After we sang The Weight, Christina went back to her cart, dug around a bit for some coin, then tossed nineteen cents, a dime and nine pennies into my guitar case. She told of us of how her husband had stolen her last beer, and then she sat down on the curb and cried. A lady passing by stopped, chatted with Christina, and handed her ten dollars on the promise that Christina would use it to buy food.

Beer is food, isn't it
, Christina stated once the lady had walked out of sight.

Baron and I played a few more tunes before rolling up our mat and moving along, mainly to get away from Christina. For Christina, now, had decided to join us, her cart parked beside her, between Baron and myself. All the passers by, I am guessing, were believing the three of us to be a sort of busking trio, shopping cart filled with clothes, bottles, and cans included.


Imagine that! A busker worried that the people passing by may think he is nothing but a cadge!(Knowing what I know about the public status of both buskers and bag ladies, it very well could have been that the people passing may not have wanted to be bracketed with either one!)

At the time I was embarrassed – today I am ashamed that I was embarrassed! Christina, if ever you are reading this, here is a song I wrote just for you, and what might have been had we met elsewhere, an alternate history perhaps, a middle class misadventure -- in a downtown office on Government Street.

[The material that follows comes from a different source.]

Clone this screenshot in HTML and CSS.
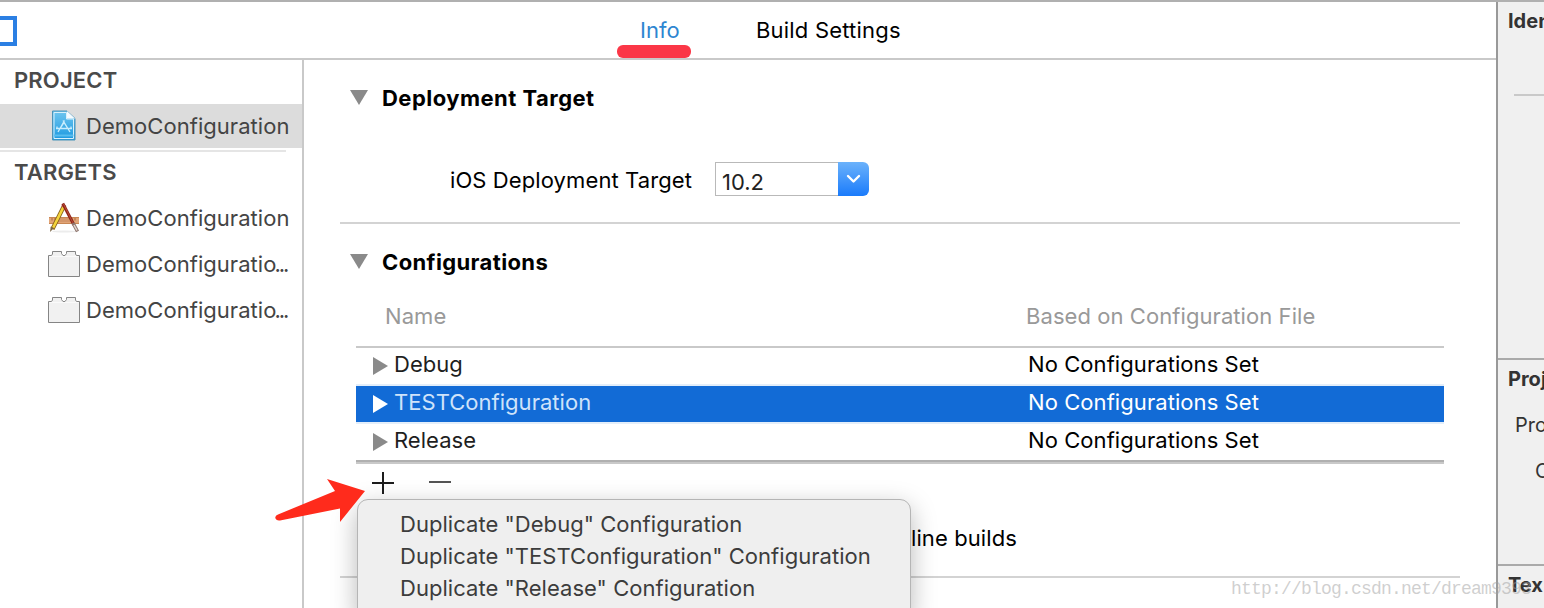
FILE: index.html
```html
<!DOCTYPE html>
<html lang="en">
<head>
<meta charset="utf-8">
<title>DemoConfiguration</title>
<link rel="stylesheet" href="styles.css">
</head>
<body>
<div class="window">
  <div class="editor">
    <header class="tabbar">
      <span class="outline-toggle"></span>
      <span class="tab tab-active">Info</span>
      <span class="tab tab-build">Build Settings</span>
    </header>
    <div class="body">
      <aside class="sidebar">
        <h2 class="group">PROJECT</h2>
        <div class="item selected">
          <svg class="icon" width="32" height="32" viewBox="0 0 32 32">
            <defs><linearGradient id="doc" x1="0" y1="0" x2="0" y2="1"><stop offset="0" stop-color="#6fc6ef"/><stop offset="1" stop-color="#1b98e0"/></linearGradient></defs>
            <path d="M4.500 1H19L27 8.500V30H4.500Z" fill="url(#doc)" stroke="#4b93b8" stroke-width="1"/>
            <path d="M6 2.500H18.500V9H25.500V28.500H6Z" fill="none" stroke="#d8f1fc" stroke-width="1"/>
            <path d="M19 1L27 8.500H19Z" fill="#f4fbff"/>
            <path d="M16.500 10.500L10 22M15 10.500L22 22M8 18.500H24M9 16.500V19M23 16.500V19M12.500 18L16 12.500L19.500 18" fill="none" stroke="#c8edfd" stroke-width="1.300"/>
            <path d="M6 25.500H25.500" stroke="#58bdef" stroke-width="2"/>
          </svg>
          <span>DemoConfiguration</span>
        </div>
        <div class="rule"></div>
        <h2 class="group targets">TARGETS</h2>
        <div class="item">
          <svg class="icon" width="32" height="32" viewBox="0 0 32 32">
            <ellipse cx="16" cy="29.500" rx="12" ry="1" fill="#ececec"/>
            <path d="M1 15H31V22H1Z" fill="#e2a577"/>
            <path d="M1 15.500H31M1 21.500H31" stroke="#c88754" stroke-width="1"/>
            <path d="M4 16V18.500M7 16V18.500M24 16V18.500M27 16V18.500" stroke="#a8683c" stroke-width="1"/>
            <path d="M10 18H22" stroke="#d4966a" stroke-width="4"/>
            <path d="M16.500 3L4.500 27" stroke="#86601c" stroke-width="4.200"/>
            <path d="M15.500 5L5 26" stroke="#f4d43c" stroke-width="2.600"/>
            <path d="M14 3L17 4.500" stroke="#c9655d" stroke-width="3"/>
            <path d="M2 30L2.800 24.500L6 26Z" fill="#7a6545"/>
            <path d="M14.800 1.500L26 23" stroke="#8e2217" stroke-width="3"/>
            <path d="M15.500 2L25 21" stroke="#c75b43" stroke-width=".8"/>
            <path d="M25 21L29.500 29.500" stroke="#8f7770" stroke-width="3.400"/>
            <path d="M26 23L29 28.500" stroke="#e4d8d2" stroke-width="1.500"/>
          </svg>
          <span>DemoConfiguration</span>
        </div>
        <div class="item">
          <svg class="icon" width="32" height="32" viewBox="0 0 32 32">
            <path d="M.500 28.500V7.500H3.500L4.500 6V3.500H13.500V5.500L15 7.500H17L18.500 5.500V3.500H27.500V6L28.500 7.500H31.500V28.500Z" fill="#f1f1f1" stroke="#858585"/>
            <path d="M1.500 8.500H30.500" stroke="#fafafa"/>
          </svg>
          <span>DemoConfiguratio<span class="dots">...</span></span>
        </div>
        <div class="item">
          <svg class="icon" width="32" height="32" viewBox="0 0 32 32">
            <path d="M.500 28.500V7.500H3.500L4.500 6V3.500H13.500V5.500L15 7.500H17L18.500 5.500V3.500H27.500V6L28.500 7.500H31.500V28.500Z" fill="#f1f1f1" stroke="#858585"/>
            <path d="M1.500 8.500H30.500" stroke="#fafafa"/>
          </svg>
          <span>DemoConfiguratio<span class="dots">...</span></span>
        </div>
      </aside>
      <main class="content">
        <section class="section deployment">
          <h3 class="title"><svg class="tri" width="18" height="15"><path d="M0 0H18L9 15Z" fill="#8a8a8a"/></svg>Deployment Target</h3>
          <div class="field">
            <label class="label">iOS Deployment Target</label>
            <div class="combo">
              <span class="value">10.2</span>
              <span class="drop"><svg width="15" height="10" viewBox="0 0 15 10"><path d="M2 2L7.500 7.500L13 2" fill="none" stroke="#fff" stroke-width="2.400" stroke-linecap="round" stroke-linejoin="round"/></svg></span>
            </div>
          </div>
        </section>
        <section class="section configs">
          <h3 class="title conf-title"><svg class="tri" width="18" height="15"><path d="M0 0H18L9 15Z" fill="#8a8a8a"/></svg>Configurations</h3>
          <div class="table">
            <div class="row head"><span>Name</span><span>Based on Configuration File</span></div>
            <div class="row"><span class="name"><svg width="15" height="18"><path d="M0 0L15 9L0 18Z" fill="#8a8a8a"/></svg>Debug</span><span class="file">No Configurations Set</span></div>
            <div class="row active"><span class="name"><svg width="15" height="18"><path d="M0 0L15 9L0 18Z" fill="#fff"/></svg>TESTConfiguration</span><span class="file">No Configurations Set</span></div>
            <div class="row"><span class="name"><svg width="15" height="18"><path d="M0 0L15 9L0 18Z" fill="#8a8a8a"/></svg>Release</span><span class="file">No Configurations Set</span></div>
          </div>
          <div class="actions">
            <svg width="22" height="22"><path d="M0 11H22M11 0V22" stroke="#1c1c1c" stroke-width="2"/></svg>
            <svg width="22" height="22"><path d="M0 10H22" stroke="#555" stroke-width="2"/></svg>
          </div>
          <div class="hint">line builds</div>
        </section>
      </main>
    </div>
  </div>
  <aside class="inspector">
    <div class="pane identity"><h4>Iden</h4><div class="line"></div></div>
    <div class="pane project"><h4>Proj</h4><p>Pro</p><p class="org">O</p></div>
    <div class="pane text"><h4>Tex</h4></div>
  </aside>
  <div class="underline"></div>
  <div class="menu">
    <div>Duplicate "Debug" Configuration</div>
    <div>Duplicate "TESTConfiguration" Configuration</div>
    <div>Duplicate "Release" Configuration</div>
  </div>
  <svg class="arrow" width="94" height="46" viewBox="0 0 94 46"><path d="M92 13L54 1L62 13L5 36.500Q1.500 38 2.500 40.500Q3.500 43 7 42.500L67 30.500V44Z" fill="#ff2b1c"/></svg>
  <div class="watermark">http://blog.csdn.net/dream9393</div>
</div>
</body>
</html>
```

FILE: styles.css
```css
* { box-sizing: border-box; }
body { margin: 0; font: 22px/32px Inter, "Liberation Sans", sans-serif; letter-spacing: .04px; background: #fff; color: #000; white-space: nowrap; }
h2, h3, h4, p { margin: 0; font-size: inherit; }
svg { display: block; flex: none; }
.window { position: relative; display: flex; width: 1544px; height: 608px; overflow: hidden; border-top: 2px solid #b0b0b0; }
.editor { width: 1496px; display: flex; flex-direction: column; }

.tabbar { display: flex; height: 58px; padding-top: 12px; border-bottom: 2px solid #c9c9c9; }
.outline-toggle { width: 17px; height: 30px; margin-top: 2px; border: 4px solid #2b7fe3; border-left: 0; }
.tab-active { width: 56px; margin-left: 623px; color: #2e86d1; letter-spacing: 0; }
.tab-build { padding-left: 60px; letter-spacing: .2px; }

.body { display: flex; flex: 1; }
.sidebar { width: 304px; border-right: 2px solid #c9c9c9; color: #444; }
.group { height: 44px; padding-left: 14px; line-height: 40px; font-weight: 600; letter-spacing: .15px; color: #4a4a4a; }
.item { display: flex; align-items: center; gap: 6px; height: 46px; padding-left: 48px; }
.selected { height: 44px; background: #dcdcdc; }
.rule { width: 286px; height: 2px; margin-top: 2px; background: #e5e5e5; }
.targets { height: 43px; }
.dots { margin-left: -2px; letter-spacing: -2px; }

.content { flex: 1; padding: 0 36px; }
.section { border-bottom: 2px solid #d3d3d3; }
.deployment { height: 164px; padding-top: 22px; }
.configs { height: 354px; padding-top: 22px; }
.title { display: flex; padding-left: 10px; font-weight: 700; letter-spacing: .47px; }
.conf-title { letter-spacing: .37px; }
.tri { margin: 8px 14px 0 0; }
.field { display: flex; align-items: center; margin-top: 48px; padding-left: 110px; height: 34px; }
.label { width: 265px; margin-top: 2px; letter-spacing: .1px; }
.combo { display: flex; width: 154px; height: 34px; }
.value { width: 123px; padding: 4px 0 0 6px; border: 1px solid #b9b9b9; border-right: 0; line-height: 30px; letter-spacing: 0; color: #222; }
.drop { display: flex; width: 31px; align-items: center; justify-content: center; border-radius: 0 6px 6px 0; background: linear-gradient(#6bb2fb, #1a7bfb); }

.table { margin: 22px 16px 0; border-bottom: 2px solid #c9c9c9; box-shadow: inset 0 -2px #b0b0b0; }
.row { display: grid; grid-template-columns: 672px 1fr; height: 38px; line-height: 32px; border-bottom: 2px solid transparent; }
.head { height: 48px; padding-left: 29px; grid-template-columns: 641px 1fr; line-height: 32px; color: #999; border-bottom: 2px solid #c9c9c9; letter-spacing: .07px; }
.name { display: flex; padding-left: 17px; gap: 6px; color: #1e1e1e; letter-spacing: .03px; }
.name svg { margin-top: 9px; }
.file { letter-spacing: .07px; }
.active { background: #126bd6; background-clip: padding-box; border-bottom-color: #e3eefa; color: #fff; box-shadow: 0 -2px #e3eefa; }
.active .name { color: #cfe3fa; }
.actions { display: flex; gap: 35px; margin: 8px 0 0 32px; }
.hint { margin: 28px 0 0 571px; letter-spacing: .1px; }

.inspector { width: 48px; overflow: hidden; border-left: 2px solid #999; background: #f0f0f0; font-size: 20px; line-height: 24px; color: #333; letter-spacing: 0; }
.pane { padding-left: 10px; border-bottom: 2px solid #aaa; overflow: hidden; }
.pane h4 { font-weight: 700; }
.identity { height: 358px; padding-top: 7px; }
.line { height: 2px; margin: 61px 0 0 6px; background: #c9c9c9; }
.project { height: 206px; padding-top: 7px; }
.project p { margin: 22px 0 0 7px; }
.project .org { margin-left: 27px; }
.text { height: 60px; padding-top: 7px; border: 0; }

.underline { position: absolute; left: 617px; top: 43px; width: 74px; height: 13px; border-radius: 6px; background: #fb3747; }
.menu { position: absolute; left: 357px; top: 497px; width: 554px; height: 120px; padding: 8px 0 0 42px; border: 1px solid #b5b5b5; border-radius: 11px; background: #efefef; color: #3c3c3c; box-shadow: 0 8px 26px rgba(0,0,0,.28); }
.arrow { position: absolute; left: 273px; top: 476px; }
.watermark { position: absolute; left: 1231px; top: 574px; font: 18px/26px "Liberation Mono", monospace; letter-spacing: -.8px; color: rgba(160,160,160,.5); }
```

And, dear readers, on a social strata I did believe, in those musical moments, Christina to be beneath me – oh how could I have been so benighted! The epiphany of this essay is ironic, strange, and funny. It is ironic in the sense that I, a lowly busker, had somehow socially risen above a paying customer in the apparition of a bag lady. It is strange in the surreal sense that a bag lady stumbled out of the shadows to enlighten my life. And funny – our judgment of others is really a rather focused projection of ourselves. A social stratum is a social psychological stratum, nothing more, nothing less. To dare compare Christina's worth to my worth is not to imagine us being on even ground. We were, and still are, on even ground. I was to her as she was to me, nothing more, nothing less. Have a good night, Christina, wherever you may be!



SWEET CHRISTINA


[chorus – hum only]


[F]I only go to work so I can take another look at sweet [Em]Christina

[F]And every time she passes by she’s sure to always act the perfect [Em]stranger (stranger)

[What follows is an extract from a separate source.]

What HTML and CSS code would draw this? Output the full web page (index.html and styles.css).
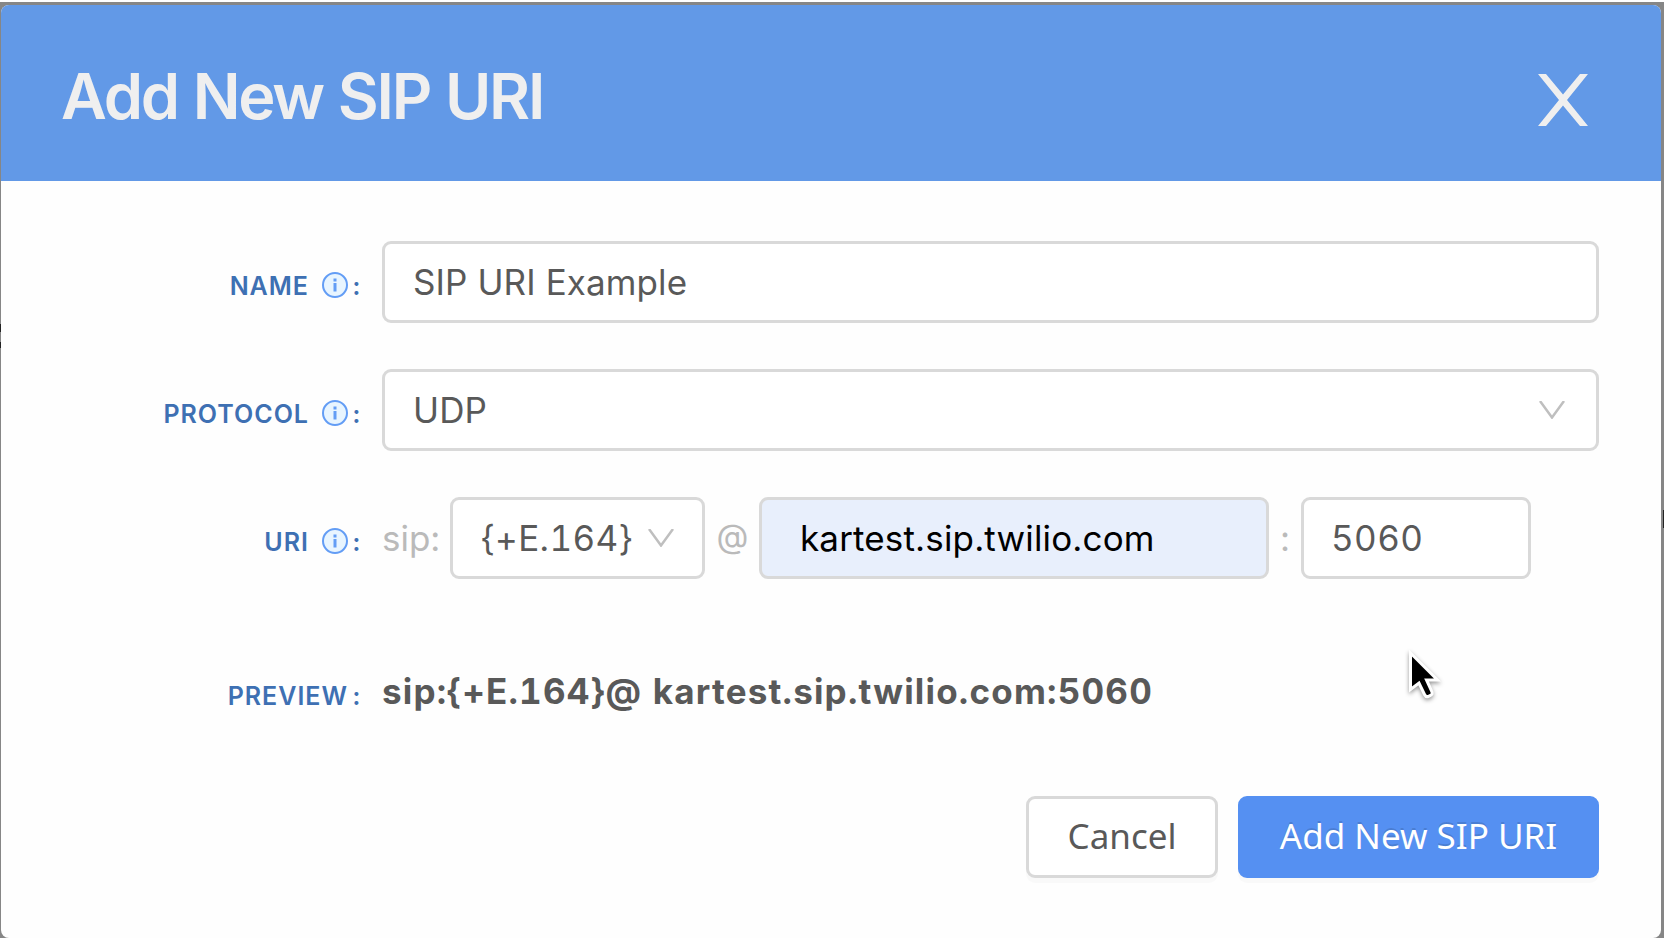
FILE: index.html
```html
<!DOCTYPE html>
<html lang="en">
<head>
    <meta charset="UTF-8">
    <meta name="viewport" content="width=device-width, initial-scale=1.0">
    <title>Add New SIP URI</title>
    <link rel="stylesheet" href="styles.css">
</head>
<body>
    <div class="backdrop">
        <div class="modal">
            <div class="modal-header">
                <h1>Add New SIP URI</h1>
                <svg class="close" viewBox="0 0 50 52">
                    <path d="M0 0h8l17 20.500L42 0h8L29 26l21 26h-8L25 31.500 8 52H0l21-26z"/>
                </svg>
            </div>
            <form class="modal-body">
                <div class="form-row">
                    <label for="name"><span class="label-text">NAME</span>
                        <svg class="info" viewBox="0 0 26 26"><circle cx="13" cy="13" r="12"/><path d="M13 6.500v3M13 11v8.500"/></svg>
                        <span class="colon">:</span></label>
                    <input type="text" id="name" class="field" value="SIP URI Example">
                </div>

                <div class="form-row">
                    <label><span class="label-text">PROTOCOL</span>
                        <svg class="info" viewBox="0 0 26 26"><circle cx="13" cy="13" r="12"/><path d="M13 6.500v3M13 11v8.500"/></svg>
                        <span class="colon">:</span></label>
                    <div class="field select">
                        <span class="protocol">UDP</span>
                        <svg class="arrow" viewBox="0 0 26 18"><path d="M1 0l12 16.500L25 0"/></svg>
                    </div>
                </div>

                <div class="form-row">
                    <label><span class="label-text">URI</span>
                        <svg class="info" viewBox="0 0 26 26"><circle cx="13" cy="13" r="12"/><path d="M13 6.500v3M13 11v8.500"/></svg>
                        <span class="colon">:</span></label>
                    <span class="addon addon-sip">sip:</span>
                    <div class="field select select-number">
                        <span class="number">{+E.164}</span>
                        <svg class="arrow" viewBox="0 0 26 18"><path d="M1 0l12 16.500L25 0"/></svg>
                    </div>
                    <span class="addon addon-at">@</span>
                    <input type="text" class="field host" value="kartest.sip.twilio.com">
                    <span class="addon addon-colon">:</span>
                    <input type="text" class="field port" value="5060">
                </div>

                <div class="form-row preview-row">
                    <label><span class="label-text">PREVIEW</span><span class="colon">:</span></label>
                    <strong class="preview">sip:{+E.164}@ kartest.sip.twilio.com:5060</strong>
                </div>

                <div class="modal-footer">
                    <button type="button" class="btn">Cancel</button>
                    <button type="submit" class="btn btn-primary">Add New SIP URI</button>
                </div>
            </form>
        </div>
    </div>

    <svg class="cursor" viewBox="0 0 40 56">
        <path d="M6.500 4v36.500l8.500-6.500 5.500 11.500c1 2 2.500 2.500 4 1.800l2-1c2-1 2-2.500 1-4.500l-5-10.800h11z"/>
    </svg>
</body>
</html>
```
FILE: styles.css
```css
* {
    box-sizing: border-box;
}

body {
    margin: 0;
    padding-top: 2px;
    height: 950px;
    overflow: hidden;
    background-color: #fff;
    font-family: Inter, "Liberation Sans", sans-serif;
    font-variant-numeric: tabular-nums;
    color: #595959;
}

/* dimmed page, only its edges show around the modal */
.backdrop {
    height: 936px;
    padding: 3px 3px 0 1px;
    background-color: #868686;
    background-image: linear-gradient(#222, #222), linear-gradient(#222, #222), linear-gradient(#222, #222);
    background-size: 1px 8px, 1px 6px, 1px 18px;
    background-position: 0 322px, 0 340px, 100% 508px;
    background-repeat: no-repeat;
}

.modal {
    height: 933px;
    border-radius: 8px;
    background-color: #fefefe;
    overflow: hidden;
}

.modal-header {
    display: flex;
    align-items: center;
    justify-content: space-between;
    height: 176px;
    padding: 5px 73px 0 60px;
    background-color: #6299e7;
}

.modal-header h1 {
    margin: 0;
    font-size: 63px;
    line-height: 76px;
    font-weight: 600;
    letter-spacing: -2.2px;
    color: #efefef;
}

.close {
    width: 50px;
    height: 52px;
    margin-top: 9px;
    fill: #efefef;
}

.modal-body {
    padding: 60px 62px 0 0;
}

.form-row {
    display: flex;
    align-items: center;
    height: 82px;
    margin-bottom: 46px;
}

label {
    display: flex;
    flex: none;
    align-items: center;
    justify-content: flex-end;
    width: 381px;
    padding: 6px 21px 0 0;
    font-size: 25px;
    font-weight: 600;
    letter-spacing: 1px;
    color: #3e70b3;
}

.label-text,
.colon {
    padding-top: 2px;
}

.colon {
    width: 8px;
    margin-left: 5px;
    letter-spacing: 0;
}

.info {
    width: 26px;
    height: 26px;
    margin-left: 13px;
    fill: #e8f5ff;
    stroke: #639df5;
    stroke-width: 2;
}

.info path {
    stroke-width: 3;
}

.field {
    width: 100%;
    height: 82px;
    padding: 0 28px;
    border: 3px solid #d9d9d9;
    border-radius: 9px;
    background-color: #fff;
    font-family: inherit;
    font-size: 35px;
    letter-spacing: 0.1px;
    color: #595959;
}

.select {
    display: flex;
    align-items: center;
    justify-content: space-between;
    padding-right: 31px;
}

.select-number {
    flex: none;
    width: 255px;
    padding-right: 28px;
}

.number {
    letter-spacing: 0.4px;
}

.arrow {
    width: 26px;
    height: 18px;
    fill: none;
    stroke: #bfbfbf;
    stroke-width: 2.5;
}

.addon {
    flex: none;
    font-size: 35px;
    color: #bababa;
}

.addon-sip {
    width: 68px;
}

.addon-at {
    width: 54px;
    padding: 0 0 4px 1px;
    font-size: 33px;
    text-align: center;
}

.addon-colon {
    width: 32px;
    text-align: center;
}

.host {
    flex: none;
    width: 510px;
    padding: 0 38px;
    background-color: #e8effc;
    letter-spacing: 0.15px;
    color: #000;
}

.port {
    flex: none;
    width: 230px;
    padding-left: 27px;
    font-variant-numeric: tabular-nums;
    letter-spacing: 0.4px;
}

.preview-row {
    margin-top: 71px;
    margin-bottom: 64px;
}

.preview-row label {
    padding-top: 8px;
}

.preview {
    font-size: 35px;
    font-weight: 700;
    letter-spacing: 1.2px;
    white-space: nowrap;
}

.modal-footer {
    display: flex;
    justify-content: flex-end;
    gap: 20px;
}

.btn {
    width: 192px;
    height: 82px;
    padding: 0 0 3px;
    border: 3px solid #d9d9d9;
    border-radius: 9px;
    background-color: #fff;
    box-shadow: 0 5px 0 rgba(0, 0, 0, 0.02);
    font-family: "Noto Sans", "Open Sans", sans-serif;
    font-size: 35px;
    color: #595959;
}

.btn-primary {
    width: 361px;
    border-color: #5590f2;
    background-color: #5590f2;
    color: #fff;
    text-shadow: 0 -2px 0 rgba(0, 0, 0, 0.12);
}

.cursor {
    position: absolute;
    left: 1404px;
    top: 649px;
    width: 40px;
    height: 56px;
    fill: #000;
    stroke: #fff;
    stroke-width: 3;
    filter: drop-shadow(0 2px 2px rgba(0, 0, 0, 0.4));
}
```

[F]That’s okay because tomorrow we’ll be together [Em]forever

[G]In my dreams



[chorus]

[F]Ooooooh sweet [Em]Christina (3x)


[G]In my dreams



[F Em]
With wanton eyes I stare each day at every move she makes my sweet Christina

[F Em]

And every day she gives her raven hair a flick I know she knows I see her

[F Em]

But that’s okay because tomorrow we’ll be together forever

[G]

In my dreams

[chorus]


[BRIDGE]accented singular down strokes --Female singer for verse 3

[F Em]

I only go to work so he can see me

[F Em]

But I’m so shy when he’s nearby I act the perfect stranger

[F Em]

That’s okay because tomorrow we'll be together forever

[G]

In my dreams






1 comment:

  1. This is a powerful enough blog. The bag lady and the busker. Can't say much. I just felt it would be a good idea, for me, to focus on the funny side. There is something enormously funny in this story and I say, let's laugh till we are sh!it-faced, or get that way first and then laugh. No shame, no pain. Just laugh all the way to the next busking venue!